A investigação da Polícia Federal (PF) concluiu que o esquema de fraudes com a cobrança de mensalidades sem autorização dos aposentados, por associações teria começado em 2016, ainda na gestão de Michel Temer (MDB), mas ganhou força a partir de 2019, no governo do então presidente Jair Bolsonaro (PL), e atingiu a casa dos bilhões a partir de 2023, no terceiro mandato do presidente Lula (PT), com medidas legais que teriam facilitado os descontos.
O advogado Rômulo Saraiva, especialista em Previdência e colunista da Folha de São Paulo, explicou que a autorização para descontos de valores em benefícios previdenciários existe desde 1991, no primeiro ano do governo do ex-presidente Jair Bolsonaro, com a publicação da lei 8.213, que trata sobre as regras da Previdência Social.
Segundo Saraiva a previsão está no artigo 115 da lei, que determina serem descontadas "mensalidades de associações e demais entidades de aposentados legalmente reconhecidas, desde que autorizadas por seus filiados".
O especialista esclareceu que os descontos não eram tão frequentes porque havia uma obscuridade em relação às normas executórias ou procedimentais para se fazer isso. Então, em 2022, último ano do governo de Jair Bolsonaro, foram editadas duas instruções normativas: a 128 e a 138, principalmente a 138, onde constam o be-a-bá para fazer as averbações de descontos, o que contribuiu para que as cobranças fossem intensificadas. O "endurecimento" contra fraudes, segundo Saraiva, veio somente em março de 2024, quando "o estrago estava feito".
Em sua opinião, faltou "pulso firme" do INSS. "O INSS tem uma faca muito bem amolada para cortar benefícios irregulares, mas não foi assim neste caso", afirma.
CONGRESSO MUDOU REGRAS E FACILITOU FRAUDES
O desconto de mensalidades de associados e sindicatos em aposentadorias e pensões do INSS (Instituto Nacional do Seguro Social) atingiu patamares bilionários após 2022, com movimentações políticas no Congresso que impediram o endurecimento de regras para barrar débitos ilegais.
O Congresso retirou exigências que previam a necessidade de as associações confirmarem, após um período, se os aposentados gostariam de continuar com os descontos. O início da revalidação primeiramente foi adiado e depois retirado da legislação em 2022. No mesmo ano, o INSS publicou duas normativas regulamentando os descontos em benefícios, mas sem normas que pudessem dificultar fraudes.
DEMISSÕES PRESIDENTE INSS E MINISTRO PREVIDÊNCIA
Investigação da Polícia Federal e da CGU (Controladoria Geral da União) na Operação Sem Desconto no período de 2019 a 2024, calcula-se foram descontados R$ 6,3 bilhões em benefícios previdenciários —entre valores legais e ilegais, que levaram à demissão do presidente do INSS, Alessandro Stefanutto. Após a repercussão do esquema bilionário de fraudes o clima tornou-se tão insustentável que obrigou ao ministro da Previdência, Carlos Lupi, a pedir demissão do cargo nesta sexta-feira (2/5).

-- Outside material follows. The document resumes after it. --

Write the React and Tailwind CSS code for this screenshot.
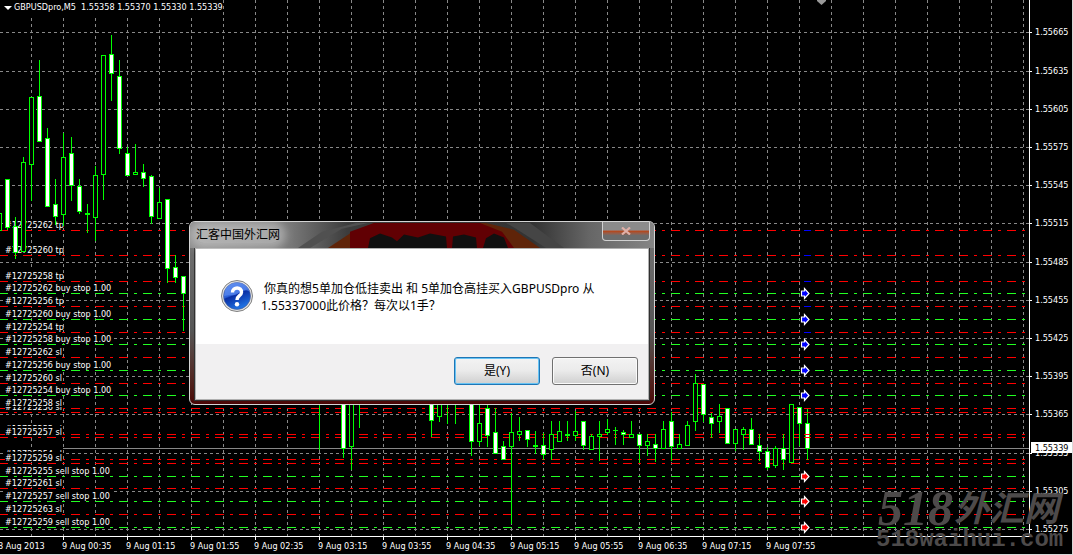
const GRID_X = Array.from({ length: 32 }, (_, i) => 31 + i * 32);

const PRICES = [
  [32, "1.55665"], [71, "1.55635"], [109, "1.55605"], [147, "1.55575"], [185, "1.55545"], [223, "1.55515"], [262, "1.55485"],
  [300, "1.55455"], [338, "1.55425"], [376, "1.55395"], [414, "1.55365"], [453, "1.55335"], [491, "1.55305"], [529, "1.55275"],
];

const TIMES = [
  "9 Aug 00:35", "9 Aug 01:15", "9 Aug 01:55", "9 Aug 02:35", "9 Aug 03:15", "9 Aug 03:55",
  "9 Aug 04:35", "9 Aug 05:15", "9 Aug 05:55", "9 Aug 06:35", "9 Aug 07:15", "9 Aug 07:55",
];

const RED_LINES = [230, 255, 281, 306, 332, 357, 383, 408, 412, 434, 437, 459, 463, 488, 514];
const GREEN_LINES = [293, 319, 344, 370, 395, 476, 501, 527];

const ORDERS = [
  [230, "#12725262 tp"], [255, "#12725260 tp"], [281, "#12725258 tp"], [293, "#12725262 buy stop 1.00"],
  [306, "#12725256 tp"], [319, "#12725260 buy stop 1.00"], [332, "#12725254 tp"], [344, "#12725258 buy stop 1.00"],
  [357, "#12725262 sl"], [370, "#12725256 buy stop 1.00"], [383, "#12725260 sl"], [395, "#12725254 buy stop 1.00"],
  [412, "#12725256 sl"], [408, "#12725258 sl"], [434, "#12725255 sl"], [437, "#12725257 sl"],
  [459, "#12725254 sl"], [463, "#12725259 sl"], [476, "#12725255 sell stop 1.00"], [488, "#12725261 sl"],
  [501, "#12725257 sell stop 1.00"], [514, "#12725263 sl"], [527, "#12725259 sell stop 1.00"],
];

// x, high, body top, body bottom, low, filled
const CANDLES = [
  [-1, 213, 213, 230, 230, 0], [7, 179, 179, 227, 229, 1], [15, 217, 226, 252, 258, 1], [23, 157, 162, 251, 251, 0],
  [31, 97, 97, 164, 200, 0], [39, 60, 96, 141, 141, 1], [47, 128, 138, 206, 206, 1], [55, 179, 204, 216, 224, 1],
  [63, 133, 157, 214, 225, 0], [71, 137, 153, 185, 200, 1], [79, 179, 186, 211, 213, 1], [87, 204, 213, 214, 232, 0],
  [95, 166, 175, 217, 240, 0], [103, 55, 55, 174, 199, 0], [111, 35, 54, 73, 100, 1], [119, 60, 76, 148, 153, 1],
  [127, 147, 153, 175, 175, 1], [135, 144, 172, 174, 174, 0], [143, 164, 172, 178, 186, 1], [151, 175, 176, 216, 223, 1],
  [159, 188, 202, 218, 218, 0], [167, 199, 199, 268, 282, 1], [175, 255, 267, 277, 282, 1], [183, 276, 276, 293, 330, 1],
  [319, 380, 380, 390, 449, 0], [343, 380, 380, 448, 457, 1], [351, 380, 380, 446, 469, 0], [359, 380, 380, 390, 427, 0],
  [431, 380, 380, 420, 436, 1], [439, 380, 380, 416, 421, 0], [447, 380, 380, 390, 423, 0], [455, 380, 380, 390, 423, 0],
  [471, 380, 380, 441, 455, 1], [479, 380, 423, 441, 445, 0], [487, 400, 408, 435, 446, 1], [495, 408, 432, 453, 453, 1],
  [503, 441, 446, 459, 459, 1], [511, 413, 432, 446, 523, 0], [519, 417, 431, 434, 440, 0], [527, 430, 430, 439, 446, 1],
  [535, 431, 445, 446, 453, 0], [543, 433, 445, 454, 459, 1], [551, 421, 434, 449, 459, 0], [559, 421, 431, 441, 441, 0],
  [567, 421, 434, 435, 440, 0], [575, 411, 431, 435, 440, 0], [583, 421, 421, 445, 449, 1], [591, 434, 436, 449, 449, 0],
  [599, 421, 434, 436, 460, 0], [607, 419, 429, 432, 434, 0], [615, 427, 430, 430, 444, 0], [623, 430, 432, 434, 444, 1],
  [631, 421, 434, 437, 437, 0], [639, 434, 434, 445, 462, 1], [647, 434, 441, 445, 455, 0], [655, 434, 444, 448, 461, 1],
  [663, 421, 429, 448, 448, 0], [671, 412, 421, 446, 460, 1], [679, 434, 444, 448, 448, 0], [687, 421, 425, 445, 445, 0],
  [695, 374, 383, 421, 430, 0], [703, 384, 384, 414, 421, 1], [711, 413, 417, 423, 437, 1], [719, 404, 416, 421, 432, 0],
  [727, 408, 408, 443, 443, 1], [735, 429, 429, 443, 450, 0], [743, 427, 429, 434, 449, 0], [751, 418, 429, 444, 444, 1],
  [759, 434, 445, 451, 460, 1], [767, 447, 451, 467, 469, 1], [775, 446, 448, 465, 467, 0], [783, 434, 448, 459, 469, 1],
  [791, 404, 404, 462, 462, 0], [799, 407, 407, 423, 445, 1], [807, 408, 423, 448, 459, 1],
];

const Candle = ({ x, high, top, bottom, low, filled }) => (
  <g fill="#00ff00">
    <rect x={x} y={high} width="1" height={low - high + 1} />
    <rect x={x - 2} y={top} width="5" height={bottom - top + 1} />
    {bottom - top > 1 && <rect x={x - 1} y={top + 1} width="3" height={bottom - top - 1} fill={filled ? "#ffffff" : "#000000"} />}
  </g>
);

const OrderArrow = ({ y, color }) => (
  <path d={`M801.5 ${y - 2}h3v-2.500l4.500 5l-4.500 5v-2.500h-3z`} fill={color} stroke="#ffffff" strokeWidth="1.200" />
);

const Chart = () => (
  <svg
    viewBox="0 0 1073 555"
    role="img"
    aria-label="GBPUSDpro M5"
    className="block w-full font-['DejaVu_Sans_Condensed','Noto_Sans',sans-serif] text-[9px]"
    shapeRendering="crispEdges"
  >
    <g stroke="#888888" strokeDasharray="3 3">
      {GRID_X.map((x) => <path key={x} d={`M${x + 0.5} 0V536`} />)}
      {PRICES.map(([y]) => <path key={y} d={`M0 ${y + 0.5}H1029`} />)}
    </g>
    <g strokeDasharray="9 6 3 6">
      {RED_LINES.map((y) => <path key={y} d={`M-1 ${y + 0.5}H1026`} stroke="#ff0000" />)}
      {GREEN_LINES.map((y) => <path key={y} d={`M-1 ${y + 0.5}H1026`} stroke="#22ff22" />)}
    </g>
    <path d="M62 448.5H1029" stroke="#888888" />

    {ORDERS.map(([y, label]) => (
      <g key={label + y}>
        <rect x="5" y={y - 11} width={label.length > 14 ? 108 : 58} height="10" />
        <text x="5" y={y - 2} fill="#ffffff">{label}</text>
      </g>
    ))}

    {CANDLES.map(([x, high, top, bottom, low, filled]) => (
      <Candle key={x} x={x} high={high} top={top} bottom={bottom} low={low} filled={filled} />
    ))}

    {[230, 255, 281, 306, 332].map((y) => <rect key={y} x="804" y={y} width="7" height="1" fill="#0000ff" />)}
    {[357, 383, 408, 412, 434, 437].map((y) => <rect key={y} x="804" y={y} width="7" height="1" fill="#ff0000" />)}
    <g shapeRendering="auto">
      {[293, 319, 344, 370, 395].map((y) => <OrderArrow key={y} y={y} color="#0000ff" />)}
      {[476, 501, 527].map((y) => <OrderArrow key={y} y={y} color="#ff0000" />)}
      <path d="M817 0h9v1l-4.500 4l-4.500 -4z" fill="#999999" />
    </g>

    {/* axes */}
    <path d="M1029.500 0V537M0 536.500H1030" stroke="#ffffff" />
    {TIMES.map((t, i) => (
      <g key={t} fill="#ffffff">
        <rect x={63 + i * 64} y="536" width="1" height="4" />
        <text x={62 + i * 64} y="549">{t}</text>
      </g>
    ))}
    <text x="-2" y="549" fill="#ffffff">8 Aug 2013</text>
    {PRICES.map(([y, p]) => (
      <g key={p} fill="#ffffff">
        <rect x="1030" y={y} width="2" height="1" />
        <text x="1035" y={y + 3}>{p}</text>
      </g>
    ))}
    <rect x="1031" y="442" width="41" height="11" fill="#ffffff" />
    <text x="1035" y="451">1.55339</text>

    <g fill="#4d4a4a" shapeRendering="auto">
      <text x="878" y="525" className="font-['Liberation_Serif',serif] text-[50px] font-bold italic">518</text>
      <text x="954" y="521" className="font-['Noto_Sans_CJK_SC',sans-serif] text-[35px] font-bold italic">外汇网</text>
      <text x="876" y="546" className="font-['Liberation_Mono',monospace] text-[24px] font-bold">518waihui.com</text>
    </g>
    <path d="M1072.500 0V555M0 554.500H1073" stroke="#d8d8d8" />
  </svg>
);

const QuestionIcon = () => (
  <svg viewBox="0 0 32 32" className="size-8 shrink-0" aria-hidden="true">
    <defs>
      <linearGradient id="ball" x1="0" y1="0" x2="0.4" y2="1">
        <stop offset="0" stopColor="#6f9df0" />
        <stop offset="0.5" stopColor="#2a5fd8" />
        <stop offset="0.55" stopColor="#0a2fa4" />
        <stop offset="1" stopColor="#1f6fe0" />
      </linearGradient>
    </defs>
    <circle cx="16" cy="16" r="15.500" fill="#e4e4e4" stroke="#808080" />
    <circle cx="16" cy="16" r="13.500" fill="url(#ball)" stroke="#4a5c92" strokeWidth="0.600" />
    <path d="M3 16C8 14 12 17 18 13S26 10 29 12A13.500 13.500 0 0 0 4.500 9z" fill="#5f8df2" opacity="0.600" />
    <path d="M11.500 12.500C11.500 6.500 21 6.500 20.500 12.500C20.300 16 16 15.500 16 20" fill="none" stroke="#ffffff" strokeWidth="3.400" />
    <circle cx="16" cy="24.200" r="2.200" fill="#ffffff" />
  </svg>
);

// what shows through the glass of the title bar
const GlassArt = () => (
  <svg viewBox="0 0 464 27" preserveAspectRatio="none" className="absolute inset-0 size-full" aria-hidden="true">
    <defs>
      <linearGradient id="glass">
        <stop offset="0" stopColor="#8c8c8c" />
        <stop offset="0.220" stopColor="#777777" />
        <stop offset="0.340" stopColor="#3c3c3c" />
        <stop offset="0.740" stopColor="#333333" />
        <stop offset="0.860" stopColor="#666666" />
        <stop offset="1" stopColor="#858585" />
      </linearGradient>
    </defs>
    <rect width="464" height="27" fill="url(#glass)" />
    <path d="M138 27L160 12L184 1H296L324 8L350 27z" fill="#5f2409" />
    <path d="M160 27V10L184 1H290L312 10L324 27z" fill="#610003" />
    <path d="M178 27L180 17L190 12L202 16L207 20L214 13L228 16L240 12L256 15L257 27z" fill="#101010" />
    <path d="M262 27L263 15L274 13L286 16L287 27z" fill="#101010" />
    <path d="M293 27L296 17L304 12L314 16L318 27z" fill="#101010" />
    <path d="M120 27L152 7L178 1H166L132 10L108 27z" fill="#505050" />
    <path d="M326 7L356 27H374L340 1H316z" fill="#454545" />
  </svg>
);

const DialogButton = ({ children, primary }) => (
  <button
    type="button"
    className={`h-7 w-[86px] rounded-[3px] border bg-linear-to-b from-[#f3f3f3] from-0% via-[#ebebeb] via-48% to-[#cfcfcf] text-xs text-black ${
      primary ? "border-[#1f76b5] shadow-[inset_0_0_0_1px_#67c3f4]" : "border-[#707070] shadow-[inset_0_0_0_1px_#fafafa]"
    }`}
  >
    {children}
  </button>
);

const ConfirmDialog = () => (
  <section
    role="dialog"
    aria-labelledby="dialog-title"
    className="absolute top-[221px] left-[189px] w-[466px] overflow-hidden rounded-md border border-[#d4d4d4] bg-linear-to-b from-[#777777] via-[#555555] via-60% to-[#4a0505] px-[5px] pb-[4px] font-['Noto_Sans','Noto_Sans_CJK_SC',sans-serif]"
  >
    <div className="relative -mx-[5px] flex h-[26px] items-center justify-between pr-1 pl-1.5">
      <GlassArt />
      <h1 id="dialog-title" className="relative rounded-full bg-white/35 text-xs text-black shadow-[0_0_8px_6px_rgba(255,255,255,0.35)]">汇客中国外汇网</h1>
      <button
        type="button"
        aria-label="Close"
        className="relative flex h-[19px] w-12 items-center justify-center self-start rounded-b-[4px] border border-t-0 border-[#d0d0d0] bg-linear-to-b from-[#8b8b8b] from-45% via-[#b8430c] via-50% to-[#6c6c6c] to-75%"
      >
        <svg viewBox="0 0 10 8" className="h-2 w-2.5" aria-hidden="true">
          <path d="M1 0.500L9 7.500M9 0.500L1 7.500" stroke="#e0b0a8" strokeWidth="2.200" />
        </svg>
      </button>
    </div>
    <div className="border border-[#b0b0b0] bg-[#f1f0f1] outline outline-[#303030]">
      <div className="flex items-start gap-2 bg-white px-[25px] pt-[31px] pb-[30px]">
        <QuestionIcon />
        <p className="text-xs leading-[17px] whitespace-pre text-black">
          {" 你真的想5单加仓低挂卖出 和 5单加仓高挂买入GBPUSDpro 从\n1.55337000此价格？每次以1手？"}
        </p>
      </div>
      <div className="flex justify-end gap-3 px-2.5 pt-[13px] pb-3.5">
        <DialogButton primary>是(Y)</DialogButton>
        <DialogButton>否(N)</DialogButton>
      </div>
    </div>
  </section>
);

export default function App() {
  return (
    <main className="relative min-h-screen bg-black">
      <Chart />
      <header className="absolute top-0 left-0 flex h-4 items-center gap-0.5 bg-black pl-1 font-['DejaVu_Sans_Condensed','Noto_Sans',sans-serif] text-[9px] text-white">
        <svg viewBox="0 0 8 4" className="h-1 w-2" aria-hidden="true"><path d="M0 0h8L4 4z" fill="#ffffff" /></svg>
        <span className="whitespace-pre">GBPUSDpro,M5  1.55358 1.55370 1.55330 1.55339</span>
      </header>
      <ConfirmDialog />
    </main>
  );
}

Uma auditoria da CGU revelou que 97% dos entrevistados em uma amostra de 1.300 beneficiários disseram que não autorizaram o pagamento dos descontos ou ocorreram fraudes, como a falsificação de assinaturas.
As associações são entidades às quais aposentados e pensionistas podem se filiar para ter benefícios como plano de saúde, academia, dentista, colônia de férias e consultoria jurídica para entrar com ações judiciais, entre outros. É descontada uma mensalidade diretamente do benefício previdenciário.
A operação investigou 13 associações e sindicatos e denunciou 11. Todos os descontos estão suspensos após a investigação e, segundo a CGU, todos os valores descontados indevidamente serão devolvidos, em um plano de restituição que ainda será apresentado pelo governo federal.